The skyline of Chicago, Illinois, US, on Sunday, May 26, 2024. The Bureau of Economic Analysis is scheduled to release personal consumption figures on May 31. Photographer: Jamie Kelter Davis/Bloomberg (Jamie Kelter Davis/Bloomberg)

(Bloomberg) -- Chicago’s credit rating is at risk as Mayor Brandon Johnson and the city council spar over how to close a nearly $1 billion deficit in next year’s budget.

S&P Global Ratings late Tuesday put the city on “CreditWatch with negative implications” as officials mull one-time measures to close the shortfall. While the firm affirmed its BBB+ rating, analysts see at least a one-in-two chance of a cut in the next three months. A downgrade hinges on the 2025 budget passage and whether the gap is closed with one-time fixes rather than structural changes, Scott Nees, an S&P credit analyst, said in a statement.

“The negative watch indicates S&P’s concern that Chicago may undo years of budgetary discipline, which is valid,” Dennis Derby, a portfolio manager for Allspring Global Investments LLC, said on Wednesday. “There is time to work through budgetary issues constructively and should that fail to occur, the city’s credit profile would weaken.”

The city is staring down a $982.4 million shortfall next year and Johnson faces mounting fiscal challenges such as rising pension and labor costs that make his progressive agenda increasingly difficult to implement.

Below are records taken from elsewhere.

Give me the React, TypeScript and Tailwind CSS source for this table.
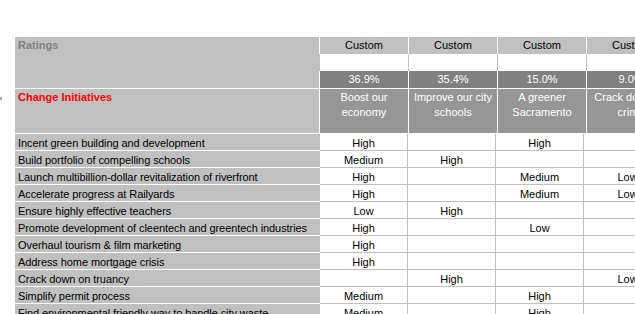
const COLUMNS = [
  { kind: 'Custom', pct: '36.9%', title: ['Boost our', 'economy'] },
  { kind: 'Custom', pct: '35.4%', title: ['Improve our city', 'schools'] },
  { kind: 'Custom', pct: '15.0%', title: ['A greener', 'Sacramento'] },
  { kind: 'Custom', pct: '9.0%', title: ['Crack down on', 'crime'] },
];

// 이니셔티브별 등급 (열 순서대로)
const ROWS: [string, string[]][] = [
  ['Incent green building and development', ['High', '', 'High', '']],
  ['Build portfolio of compelling schools', ['Medium', 'High', '', '']],
  ['Launch multibillion-dollar revitalization of riverfront', ['High', '', 'Medium', 'Low']],
  ['Accelerate progress at Railyards', ['High', '', 'Medium', 'Low']],
  ['Ensure highly effective teachers', ['Low', 'High', '', '']],
  ['Promote development of cleentech and greentech industries', ['High', '', 'Low', '']],
  ['Overhaul tourism & film marketing', ['High', '', '', '']],
  ['Address home mortgage crisis', ['High', '', '', '']],
  ['Crack down on truancy', ['', 'High', '', 'Low']],
  ['Simplify permit process', ['Medium', '', 'High', '']],
  ['Find environmental friendly way to handle city waste', ['Medium', '', 'High', '']],
];

function HeaderBlock() {
  return (
    <div className="flex flex-col">
      {/* Ratings 영역 */}
      <div className="flex">
        <div className="w-[304px] h-[51px] bg-[#c0c0c0] pl-[3px] pt-[1px] font-bold text-[#808080] leading-[14px]">
          Ratings
        </div>
        {COLUMNS.map((c, i) => (
          <div key={i} className="flex flex-col w-[89px] shrink-0 border-l border-white">
            <div className="h-[17px] bg-[#c0c0c0] text-center text-black leading-[17px]">{c.kind}</div>
            <div className="h-[17px] bg-white border-l border-[#c0c0c0] -ml-px"></div>
            <div className="h-[17px] bg-[#808080] text-center text-white leading-[17px]">{c.pct}</div>
          </div>
        ))}
      </div>
      <div className="h-px bg-white"></div>
      {/* 열 제목 */}
      <div className="flex">
        <div className="w-[304px] h-[44px] bg-[#c0c0c0] pl-[3px] font-bold text-[#ff0000] leading-[15px] pt-[1px]">
          Change Initiatives
        </div>
        {COLUMNS.map((c, i) => (
          <div
            key={i}
            className="w-[89px] shrink-0 h-[44px] border-l border-white bg-[#969696] text-center text-white leading-[15px] pt-[1px] whitespace-nowrap"
          >
            {c.title[0]}
            <br />
            {c.title[1]}
          </div>
        ))}
      </div>
      <div className="h-px bg-white"></div>
    </div>
  );
}

function DataRow({ label, values }: { label: string; values: string[] }) {
  return (
    <div className="flex">
      <div className="w-[305px] h-[17px] bg-[#c0c0c0] border-b border-white pl-[3px] pt-px leading-[16px] text-black whitespace-nowrap tracking-[-0.08px]">
        {label}
      </div>
      {values.map((v, i) => (
        <div
          key={i}
          className="w-[88px] shrink-0 h-[17px] bg-white border-b border-r border-[#c0c0c0] text-center pt-px leading-[16px] text-black"
        >
          {v}
        </div>
      ))}
    </div>
  );
}

export default function App() {
  return (
    <div
      className="w-[635px] h-[314px] overflow-hidden bg-white text-[11px]"
      style={{ fontFamily: '"Liberation Sans", Arial, sans-serif' }}
    >
      <div className="flex pt-[37px]">
        <div className="w-[15px] shrink-0 pt-[60px]">
          <div className="w-[2px] h-[3px] bg-[#9aaccc]"></div>
        </div>
        <div className="flex flex-col shrink-0">
          <HeaderBlock />
          {ROWS.map(([label, values], i) => (
            <DataRow key={i} label={label} values={values} />
          ))}
        </div>
      </div>
    </div>
  );
}
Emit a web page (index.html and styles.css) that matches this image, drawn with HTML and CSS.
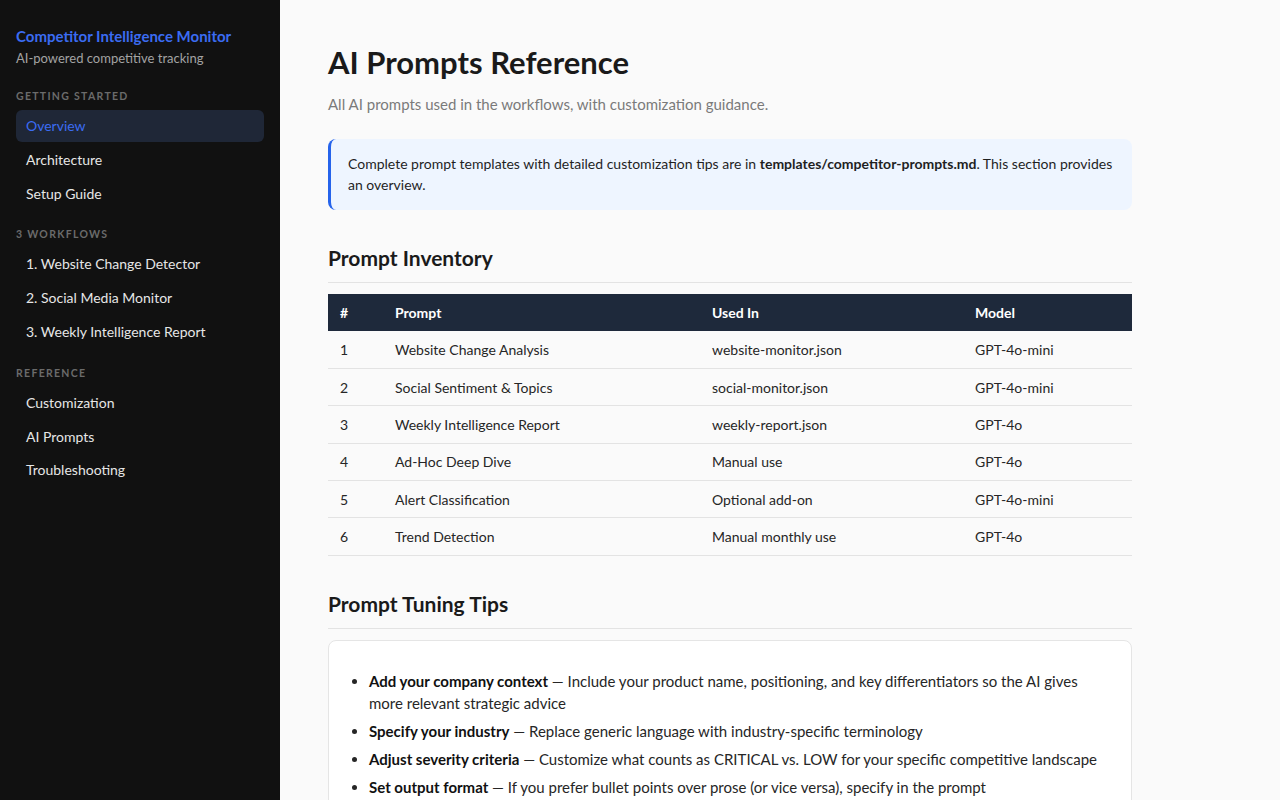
FILE: index.html
```html
<!DOCTYPE html>
<html lang="en">
<head>
<meta charset="utf-8">
<title>AI Prompts Reference</title>
<link rel="stylesheet" href="styles.css">
</head>
<body>
<div class="layout">
  <aside class="sidebar">
    <div class="brand">
      <div class="brand-title">Competitor Intelligence Monitor</div>
      <div class="brand-sub">AI-powered competitive tracking</div>
    </div>
    <nav class="nav">
      <div class="nav-label">Getting Started</div>
      <a class="nav-item active">Overview</a>
      <a class="nav-item">Architecture</a>
      <a class="nav-item">Setup Guide</a>
      <div class="nav-label">3 Workflows</div>
      <a class="nav-item">1. Website Change Detector</a>
      <a class="nav-item">2. Social Media Monitor</a>
      <a class="nav-item">3. Weekly Intelligence Report</a>
      <div class="nav-label">Reference</div>
      <a class="nav-item">Customization</a>
      <a class="nav-item">AI Prompts</a>
      <a class="nav-item">Troubleshooting</a>
    </nav>
  </aside>
  <main class="main">
    <div class="content">
      <h1 class="title">AI Prompts Reference</h1>
      <p class="lead">All AI prompts used in the workflows, with customization guidance.</p>
      <div class="callout">Complete prompt templates with detailed customization tips are in <strong>templates/competitor-prompts.md</strong>. This section provides an overview.</div>

      <h2 class="section-title">Prompt Inventory</h2>
      <table class="table">
        <thead>
          <tr><th class="c-num">#</th><th class="c-prompt">Prompt</th><th class="c-used">Used In</th><th>Model</th></tr>
        </thead>
        <tbody>
          <tr><td>1</td><td>Website Change Analysis</td><td>website-monitor.json</td><td>GPT-4o-mini</td></tr>
          <tr><td>2</td><td>Social Sentiment &amp; Topics</td><td>social-monitor.json</td><td>GPT-4o-mini</td></tr>
          <tr><td>3</td><td>Weekly Intelligence Report</td><td>weekly-report.json</td><td>GPT-4o</td></tr>
          <tr><td>4</td><td>Ad-Hoc Deep Dive</td><td>Manual use</td><td>GPT-4o</td></tr>
          <tr><td>5</td><td>Alert Classification</td><td>Optional add-on</td><td>GPT-4o-mini</td></tr>
          <tr><td>6</td><td>Trend Detection</td><td>Manual monthly use</td><td>GPT-4o</td></tr>
        </tbody>
      </table>

      <h2 class="section-title">Prompt Tuning Tips</h2>
      <div class="card">
        <ul class="tips">
          <li><strong>Add your company context</strong> — Include your product name, positioning, and key differentiators so the AI gives more relevant strategic advice</li>
          <li><strong>Specify your industry</strong> — Replace generic language with industry-specific terminology</li>
          <li><strong>Adjust severity criteria</strong> — Customize what counts as CRITICAL vs. LOW for your specific competitive landscape</li>
          <li><strong>Set output format</strong> — If you prefer bullet points over prose (or vice versa), specify in the prompt</li>
        </ul>
      </div>
    </div>
  </main>
</div>
</body>
</html>
```

FILE: styles.css
```css
* { box-sizing: border-box; }
html, body { margin: 0; padding: 0; height: 100%; }
body {
  font-family: Lato, "Noto Sans", sans-serif;
  color: #1a1a1a;
  background: #fafafa;
  overflow: hidden;
}
.layout { display: flex; height: 800px; }
.sidebar {
  width: 280px;
  flex: 0 0 280px;
  background: #111111;
  padding: 26px 16px;
}
.brand-title { color: #3b6cf2; font-weight: 700; font-size: 15px; line-height: 20px; }
.brand-sub { color: #a3a3a3; font-size: 13px; line-height: 18px; margin-top: 3px; }
.nav { display: flex; flex-direction: column; margin-top: 22px; }
.nav-label {
  color: #6b6b6b;
  font-size: 10.5px;
  font-weight: 700;
  letter-spacing: 1.3px;
  text-transform: uppercase;
  line-height: 14px;
  margin-bottom: 7px;
}
.nav-item + .nav-label { margin-top: 16px; }
.nav-item {
  display: block;
  color: #e6e6e6;
  font-size: 14px;
  line-height: 32px;
  height: 32px;
  padding: 0 10px;
  border-radius: 6px;
  margin-bottom: 1.8px;
}
.nav-item.active { background: #1f2737; color: #3b6cf2; }

.main { flex: 1; overflow: hidden; padding: 40px 48px; }
.content { width: 804px; }
.title { font-size: 31px; font-weight: 700; margin: 2px 0 0; line-height: 40px; color: #1a1a1a; }
.lead { color: #7a7a7a; font-size: 15px; margin: 11px 0 0; line-height: 22px; }
.callout {
  margin-top: 24px;
  background: #eef5ff;
  border-left: 3px solid #2563eb;
  border-radius: 8px;
  padding: 14px 18px 15px 17px;
  font-size: 14px;
  line-height: 21px;
  color: #1f1f1f;
}
.section-title {
  font-size: 21px;
  font-weight: 700;
  margin: 34px 0 11px;
  padding-bottom: 10px;
  border-bottom: 1px solid #e3e3e3;
  line-height: 28px;
}
.table { width: 100%; border-collapse: collapse; font-size: 14px; }
.table th {
  background: #1e293b;
  color: #ffffff;
  text-align: left;
  font-weight: 700;
  height: 37px;
  padding: 0 12px;
}
.table td {
  height: 37.4px;
  padding: 0 12px;
  border-bottom: 1px solid #e3e3e3;
  color: #262626;
}
.c-num { width: 55px; }
.c-prompt { width: 317px; }
.c-used { width: 263px; }
.card {
  background: #ffffff;
  border: 1px solid #e5e5e5;
  border-radius: 8px;
  padding: 18px 20px;
}
.tips { margin: 11px 0 16px; padding-left: 20px; font-size: 15px; line-height: 22px; color: #262626; }
.tips li { margin-bottom: 6px; }
.tips strong { color: #111; }
```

Plus, federal pandemic aid is running out, revenue is falling short of expectations and woefully underfunded pensions are testing the third-largest US city.

Last week, the Chicago City Council rejected Johnson’s plan to raise property taxes by $300 million that would have helped close the gap, forcing the mayor to find alternative ways to balance the budget. During a press conference on Tuesday, Johnson said he was considering a $150 million property tax hike as well as boosting the tax on cloud computing and other levies to generate revenue.

“We believe that this budget could represent a critical juncture for the city’s credit trajectory, as failure to implement structural solutions to contain the deficit will only defer action on hard choices that are likely necessary to place the city’s finances on a sustainable footing,” S&P analysts wrote in a report evaluating the credit. 

Sluggish Revenue

The city already enacted a hiring freeze in September and curbed other expenses to save costs. A city spokesperson didn’t provide a comment on S&P’s move.

“With COVID-era surplus funds now largely expended or being used to close the fiscal 2025 budget gap, Chicago’s ability to manage the budget deficit will have diminished going into the next budget cycle,” according to S&P. The company said that sluggish revenue performance and rising costs for personnel and pensions are projected to push the deficit to $1.1 billion in 2026 and $1.3 billion in 2027.

The current rating, three steps above junk, is “untenable in the face of such a large structural deficit in the absence of a clear and politically actionable plan for addressing it,” S&P said.

S&P also warned that the likelihood of Chicago ending the year without an adopted spending plan has increased after budget hearings have already been delayed by several weeks and because of the “politically fraught nature of budget negotiations thus far.”

Allspring’s Derby is waiting to see how the discussions move forward.

“We expect to see some budgetary discussions over the near term, and so long as there is an earnest dialogue, the city’s credit profile should remain robust,” Derby said.

Fitch Ratings on Wednesday affirmed Chicago’s rating at A-, one step higher than S&P, with a stable outlook but still cautioned that “rating stability is predicated on Chicago’s ability and willingness to continue to adhere to sound fiscal practices.”

“A reversion to its prior pattern of reliance on non-recurring solutions, aggressive revenue assumptions, and new recurring spending or revenue cuts without offsetting actions would trigger negative rating action,” according to Fitch.

(Updates with analyst comment, Fitch report starting in third paragraph.)